Task instructions - Retype exactly the lines from the first one through the line with "import React from", including both ends; skip any pictures.

Data excerpt -
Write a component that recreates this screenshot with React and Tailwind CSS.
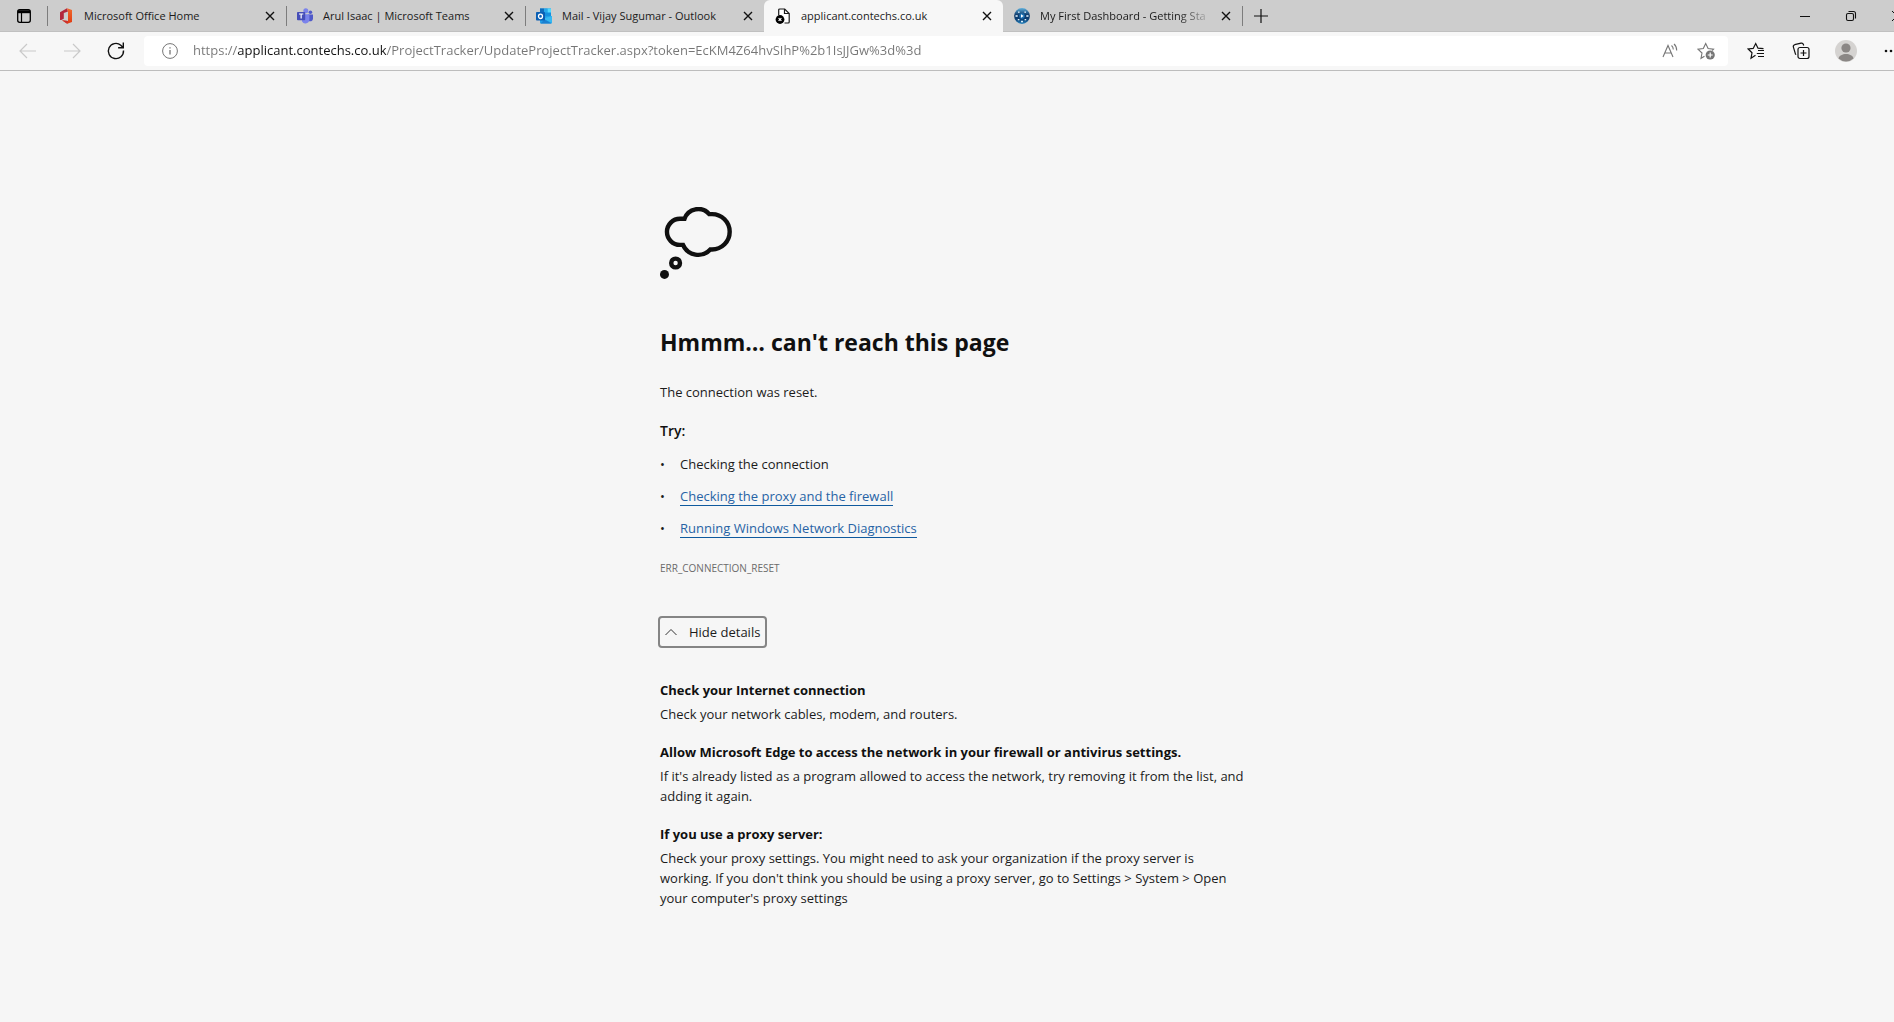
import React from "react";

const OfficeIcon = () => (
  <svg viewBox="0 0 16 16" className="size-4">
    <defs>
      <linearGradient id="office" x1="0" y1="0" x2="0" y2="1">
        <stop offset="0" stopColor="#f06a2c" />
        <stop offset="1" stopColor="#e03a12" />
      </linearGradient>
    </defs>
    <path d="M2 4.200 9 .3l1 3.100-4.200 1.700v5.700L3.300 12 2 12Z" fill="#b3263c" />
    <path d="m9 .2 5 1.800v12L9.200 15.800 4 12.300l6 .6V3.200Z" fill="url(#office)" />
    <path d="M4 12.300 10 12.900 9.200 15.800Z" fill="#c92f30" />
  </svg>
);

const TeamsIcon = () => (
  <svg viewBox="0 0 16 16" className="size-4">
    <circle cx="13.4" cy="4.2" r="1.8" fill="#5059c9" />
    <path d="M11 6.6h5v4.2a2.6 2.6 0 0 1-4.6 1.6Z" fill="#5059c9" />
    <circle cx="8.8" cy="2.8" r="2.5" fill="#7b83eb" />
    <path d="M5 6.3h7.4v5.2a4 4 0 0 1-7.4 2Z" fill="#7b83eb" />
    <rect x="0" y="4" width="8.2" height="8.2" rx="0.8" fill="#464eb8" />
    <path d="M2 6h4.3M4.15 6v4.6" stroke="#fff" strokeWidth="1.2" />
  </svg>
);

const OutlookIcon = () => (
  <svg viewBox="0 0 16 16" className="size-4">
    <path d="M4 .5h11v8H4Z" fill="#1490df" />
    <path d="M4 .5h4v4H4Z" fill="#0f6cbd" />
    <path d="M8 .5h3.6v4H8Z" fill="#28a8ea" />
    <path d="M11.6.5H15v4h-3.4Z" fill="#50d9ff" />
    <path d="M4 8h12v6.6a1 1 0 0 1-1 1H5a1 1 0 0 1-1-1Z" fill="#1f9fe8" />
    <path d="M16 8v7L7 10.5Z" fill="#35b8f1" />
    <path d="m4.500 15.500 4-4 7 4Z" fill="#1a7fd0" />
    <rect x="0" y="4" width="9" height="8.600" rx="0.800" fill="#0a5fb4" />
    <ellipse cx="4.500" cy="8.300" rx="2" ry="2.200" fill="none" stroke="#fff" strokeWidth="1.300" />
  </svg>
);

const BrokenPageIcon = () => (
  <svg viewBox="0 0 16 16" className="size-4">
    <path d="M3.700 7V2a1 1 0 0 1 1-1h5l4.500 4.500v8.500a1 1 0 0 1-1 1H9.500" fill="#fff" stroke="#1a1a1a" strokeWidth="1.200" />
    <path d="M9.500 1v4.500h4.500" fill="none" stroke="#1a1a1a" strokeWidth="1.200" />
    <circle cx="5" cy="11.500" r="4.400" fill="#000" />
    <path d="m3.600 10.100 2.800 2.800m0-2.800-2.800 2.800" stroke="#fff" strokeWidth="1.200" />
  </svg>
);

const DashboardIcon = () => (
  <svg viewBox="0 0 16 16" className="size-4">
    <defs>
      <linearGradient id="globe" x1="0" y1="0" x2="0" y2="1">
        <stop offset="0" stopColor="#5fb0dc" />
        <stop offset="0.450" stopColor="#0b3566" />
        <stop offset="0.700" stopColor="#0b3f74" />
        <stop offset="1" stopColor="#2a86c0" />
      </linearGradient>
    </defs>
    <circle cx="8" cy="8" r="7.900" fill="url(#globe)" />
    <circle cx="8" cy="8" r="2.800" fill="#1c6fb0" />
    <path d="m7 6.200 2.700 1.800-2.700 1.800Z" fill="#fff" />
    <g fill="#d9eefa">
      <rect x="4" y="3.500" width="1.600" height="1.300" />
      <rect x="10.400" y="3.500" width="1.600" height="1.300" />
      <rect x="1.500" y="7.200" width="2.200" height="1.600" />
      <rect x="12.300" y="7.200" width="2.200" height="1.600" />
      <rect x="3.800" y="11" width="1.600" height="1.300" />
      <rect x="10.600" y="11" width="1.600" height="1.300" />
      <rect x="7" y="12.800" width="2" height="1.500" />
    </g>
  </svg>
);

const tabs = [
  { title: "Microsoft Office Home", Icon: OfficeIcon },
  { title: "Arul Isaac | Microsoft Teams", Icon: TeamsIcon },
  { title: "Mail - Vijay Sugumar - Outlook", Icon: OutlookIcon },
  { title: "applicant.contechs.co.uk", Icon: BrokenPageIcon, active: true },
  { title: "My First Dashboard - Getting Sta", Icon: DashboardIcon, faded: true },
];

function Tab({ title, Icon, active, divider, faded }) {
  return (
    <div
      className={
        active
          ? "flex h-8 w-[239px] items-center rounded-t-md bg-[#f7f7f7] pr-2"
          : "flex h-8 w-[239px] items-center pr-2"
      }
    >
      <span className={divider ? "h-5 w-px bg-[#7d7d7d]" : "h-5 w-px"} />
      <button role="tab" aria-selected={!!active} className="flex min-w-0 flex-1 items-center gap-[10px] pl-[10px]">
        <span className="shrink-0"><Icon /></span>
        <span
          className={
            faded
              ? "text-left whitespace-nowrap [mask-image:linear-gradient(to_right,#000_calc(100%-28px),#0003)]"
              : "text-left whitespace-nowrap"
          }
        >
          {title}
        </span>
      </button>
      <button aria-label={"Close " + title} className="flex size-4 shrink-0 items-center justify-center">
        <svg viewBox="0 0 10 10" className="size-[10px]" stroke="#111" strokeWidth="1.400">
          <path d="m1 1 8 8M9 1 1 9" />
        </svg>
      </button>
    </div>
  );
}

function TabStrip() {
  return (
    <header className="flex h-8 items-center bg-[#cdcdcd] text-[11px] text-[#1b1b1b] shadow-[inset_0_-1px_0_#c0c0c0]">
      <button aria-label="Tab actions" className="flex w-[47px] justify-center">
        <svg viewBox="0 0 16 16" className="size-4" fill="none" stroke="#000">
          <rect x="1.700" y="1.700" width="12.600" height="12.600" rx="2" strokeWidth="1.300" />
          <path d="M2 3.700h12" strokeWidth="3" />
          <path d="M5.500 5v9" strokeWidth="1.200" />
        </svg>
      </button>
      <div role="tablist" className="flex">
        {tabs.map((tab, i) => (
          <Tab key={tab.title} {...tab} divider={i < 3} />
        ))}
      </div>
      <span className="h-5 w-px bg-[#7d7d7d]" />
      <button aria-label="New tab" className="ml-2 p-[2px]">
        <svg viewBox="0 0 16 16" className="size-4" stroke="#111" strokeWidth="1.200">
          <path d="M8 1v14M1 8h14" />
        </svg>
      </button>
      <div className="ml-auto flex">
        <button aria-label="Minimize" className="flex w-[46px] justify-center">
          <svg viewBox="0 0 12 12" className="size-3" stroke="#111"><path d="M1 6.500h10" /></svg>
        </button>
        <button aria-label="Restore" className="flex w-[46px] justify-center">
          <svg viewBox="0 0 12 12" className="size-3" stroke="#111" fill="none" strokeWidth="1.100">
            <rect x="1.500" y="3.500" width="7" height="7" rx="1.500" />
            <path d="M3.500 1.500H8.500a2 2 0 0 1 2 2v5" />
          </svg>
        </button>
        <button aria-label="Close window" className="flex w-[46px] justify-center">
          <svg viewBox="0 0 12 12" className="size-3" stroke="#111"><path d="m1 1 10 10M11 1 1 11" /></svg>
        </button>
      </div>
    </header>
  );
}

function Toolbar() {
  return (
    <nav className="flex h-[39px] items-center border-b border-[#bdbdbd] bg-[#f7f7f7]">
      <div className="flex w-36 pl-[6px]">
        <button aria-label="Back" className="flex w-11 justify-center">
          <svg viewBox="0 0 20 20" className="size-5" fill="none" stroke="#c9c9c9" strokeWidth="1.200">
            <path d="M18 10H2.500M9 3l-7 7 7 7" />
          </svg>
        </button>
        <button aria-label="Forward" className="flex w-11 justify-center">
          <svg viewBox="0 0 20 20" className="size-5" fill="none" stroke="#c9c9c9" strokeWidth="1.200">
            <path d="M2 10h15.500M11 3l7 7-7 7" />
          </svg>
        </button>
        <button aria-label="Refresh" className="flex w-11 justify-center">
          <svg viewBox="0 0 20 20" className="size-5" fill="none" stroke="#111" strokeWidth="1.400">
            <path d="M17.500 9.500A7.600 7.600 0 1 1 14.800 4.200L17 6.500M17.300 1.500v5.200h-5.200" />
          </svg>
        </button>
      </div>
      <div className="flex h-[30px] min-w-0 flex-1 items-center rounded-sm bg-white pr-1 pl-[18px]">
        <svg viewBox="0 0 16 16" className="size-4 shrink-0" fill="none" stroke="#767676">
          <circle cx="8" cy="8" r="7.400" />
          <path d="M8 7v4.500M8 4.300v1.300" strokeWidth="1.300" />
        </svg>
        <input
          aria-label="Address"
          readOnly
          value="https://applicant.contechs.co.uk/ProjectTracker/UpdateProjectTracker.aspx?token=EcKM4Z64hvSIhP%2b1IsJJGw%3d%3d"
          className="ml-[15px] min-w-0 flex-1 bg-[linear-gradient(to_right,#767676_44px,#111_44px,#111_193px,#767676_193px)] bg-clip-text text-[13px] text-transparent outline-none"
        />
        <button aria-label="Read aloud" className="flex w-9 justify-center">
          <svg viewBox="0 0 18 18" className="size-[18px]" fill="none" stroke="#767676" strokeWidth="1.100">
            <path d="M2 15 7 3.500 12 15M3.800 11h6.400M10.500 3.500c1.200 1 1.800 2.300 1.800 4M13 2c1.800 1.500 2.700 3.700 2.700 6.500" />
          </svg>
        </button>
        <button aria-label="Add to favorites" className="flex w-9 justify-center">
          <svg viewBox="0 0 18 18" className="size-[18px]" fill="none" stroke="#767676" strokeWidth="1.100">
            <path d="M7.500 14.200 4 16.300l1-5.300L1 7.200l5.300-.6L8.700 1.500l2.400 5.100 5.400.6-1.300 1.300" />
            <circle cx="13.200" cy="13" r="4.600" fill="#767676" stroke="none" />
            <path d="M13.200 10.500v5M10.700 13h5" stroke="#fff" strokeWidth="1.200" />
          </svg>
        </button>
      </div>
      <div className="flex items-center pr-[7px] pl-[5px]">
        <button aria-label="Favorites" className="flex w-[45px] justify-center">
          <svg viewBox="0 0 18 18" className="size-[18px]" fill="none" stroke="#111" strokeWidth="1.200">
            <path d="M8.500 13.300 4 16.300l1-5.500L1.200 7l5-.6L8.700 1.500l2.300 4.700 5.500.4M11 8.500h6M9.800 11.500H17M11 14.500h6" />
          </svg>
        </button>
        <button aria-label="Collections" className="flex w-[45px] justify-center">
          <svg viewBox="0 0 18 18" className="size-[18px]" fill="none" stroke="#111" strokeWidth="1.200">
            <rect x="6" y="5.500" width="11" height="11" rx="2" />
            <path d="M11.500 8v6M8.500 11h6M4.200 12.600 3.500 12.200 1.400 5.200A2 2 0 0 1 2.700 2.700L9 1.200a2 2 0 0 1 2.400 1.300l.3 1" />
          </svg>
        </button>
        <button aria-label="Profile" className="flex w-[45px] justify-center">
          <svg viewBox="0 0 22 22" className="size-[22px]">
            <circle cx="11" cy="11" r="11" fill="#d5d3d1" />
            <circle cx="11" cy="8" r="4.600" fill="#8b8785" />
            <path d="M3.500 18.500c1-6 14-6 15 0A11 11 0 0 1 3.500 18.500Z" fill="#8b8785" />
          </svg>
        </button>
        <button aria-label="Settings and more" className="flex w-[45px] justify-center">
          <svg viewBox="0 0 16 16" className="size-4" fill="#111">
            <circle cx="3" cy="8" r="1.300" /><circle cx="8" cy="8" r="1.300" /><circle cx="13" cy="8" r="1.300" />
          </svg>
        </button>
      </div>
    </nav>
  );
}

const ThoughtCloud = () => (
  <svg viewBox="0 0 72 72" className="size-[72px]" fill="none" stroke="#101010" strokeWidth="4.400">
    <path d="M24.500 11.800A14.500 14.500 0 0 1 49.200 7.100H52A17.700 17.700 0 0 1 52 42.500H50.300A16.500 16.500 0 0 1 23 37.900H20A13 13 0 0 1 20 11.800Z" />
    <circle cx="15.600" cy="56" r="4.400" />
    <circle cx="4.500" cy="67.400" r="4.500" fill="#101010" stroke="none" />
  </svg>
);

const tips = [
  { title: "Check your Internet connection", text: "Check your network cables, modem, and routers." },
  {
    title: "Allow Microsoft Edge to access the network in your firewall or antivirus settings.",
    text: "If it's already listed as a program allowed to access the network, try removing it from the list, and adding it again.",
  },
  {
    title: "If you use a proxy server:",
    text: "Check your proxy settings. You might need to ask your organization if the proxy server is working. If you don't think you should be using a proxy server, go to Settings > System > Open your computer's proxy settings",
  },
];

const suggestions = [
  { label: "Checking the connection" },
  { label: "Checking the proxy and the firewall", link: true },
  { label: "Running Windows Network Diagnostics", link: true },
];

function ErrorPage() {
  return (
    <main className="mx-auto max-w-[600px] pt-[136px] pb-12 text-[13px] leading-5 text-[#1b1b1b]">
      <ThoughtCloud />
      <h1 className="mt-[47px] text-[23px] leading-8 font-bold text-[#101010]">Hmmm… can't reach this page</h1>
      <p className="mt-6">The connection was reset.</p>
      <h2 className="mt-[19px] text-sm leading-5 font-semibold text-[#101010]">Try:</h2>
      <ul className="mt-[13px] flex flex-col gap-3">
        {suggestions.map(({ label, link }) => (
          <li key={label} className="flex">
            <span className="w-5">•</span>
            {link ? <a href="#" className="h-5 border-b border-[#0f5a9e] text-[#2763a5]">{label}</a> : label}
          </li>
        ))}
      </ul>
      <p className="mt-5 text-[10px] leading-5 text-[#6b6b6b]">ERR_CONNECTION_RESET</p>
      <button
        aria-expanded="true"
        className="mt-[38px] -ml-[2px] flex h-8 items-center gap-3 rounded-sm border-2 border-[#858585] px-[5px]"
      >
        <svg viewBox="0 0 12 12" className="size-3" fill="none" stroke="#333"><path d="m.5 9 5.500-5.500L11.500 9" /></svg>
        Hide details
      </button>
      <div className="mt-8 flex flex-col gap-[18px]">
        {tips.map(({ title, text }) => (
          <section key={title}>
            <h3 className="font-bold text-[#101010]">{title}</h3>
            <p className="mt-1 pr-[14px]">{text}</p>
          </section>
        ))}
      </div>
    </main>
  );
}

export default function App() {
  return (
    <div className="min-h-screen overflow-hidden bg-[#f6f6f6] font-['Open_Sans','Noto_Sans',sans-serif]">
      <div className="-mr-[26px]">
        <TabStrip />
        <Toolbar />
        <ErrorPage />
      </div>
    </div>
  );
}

Final result -
Write a component that recreates this screenshot with React and Tailwind CSS.
import React from "react";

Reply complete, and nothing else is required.